Au niveau du droit, il s’agissait, selon nous, de deux questions d’interprétation. Premièrement, une interprétation textuelle : la suppression de l’adverbe « exclusivement » devait-elle conduire à inclure dans la base de calcul du bonus les clients de l’apporteur d’affaires, malgré l’accord de 2011 ? Ensuite, une interprétation du comportement des parties : l’absence de contestation de la part du gérant à la réception des décomptes était-elle la preuve de son acceptation du mode de calcul excluant les clients de l’apporteur d’affaires ? Ces deux questions auraient pu conduire à l’application des règles de l’interprétation objective, plutôt que subjective comme l’ont fait les juges cantonaux. Le résultat aurait toutefois certainement été le même : il est de jurisprudence constante qu’un co-contractant doive exprimer son désaccord rapidement après réception d’un paiement effectué en exécution du contrat. Certes, dans les relations de travail, le silence du travailleur doit être apprécié avec mansuétude, tant que la prétention n’est pas prescrite. En l’espèce cependant, le gérant aurait dû justifier pourquoi il s’était tu après l’accord de 2011 et au moment du versement des décomptes annuels. La peur de perdre son emploi aurait-elle été considérée comme un motif suffisant, dans un contexte où la rémunération était très élevée et où le gérant avait finalement osé invoquer le sujet, avant même de démissionner ? On peut en douter au vu de la jurisprudence.

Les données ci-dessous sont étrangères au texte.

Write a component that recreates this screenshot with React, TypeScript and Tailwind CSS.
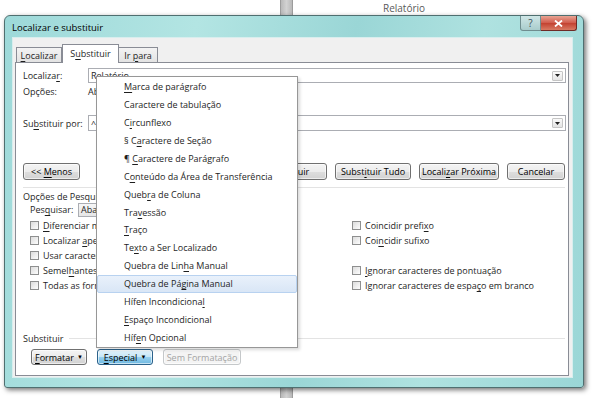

La leçon à retenir de cette affaire est, pour les banques, de préciser avec soin, dans les accords intervenant en cours de relation pour régler des différends ponctuels, le caractère transactionnel quant aux points ainsi liquidés. Du côté des gérants, il est conseillé de faire état des prétentions tenues pour non réglées, au minimum chaque année, ne serait-ce que par un rappel en réponse au versement de la rémunération.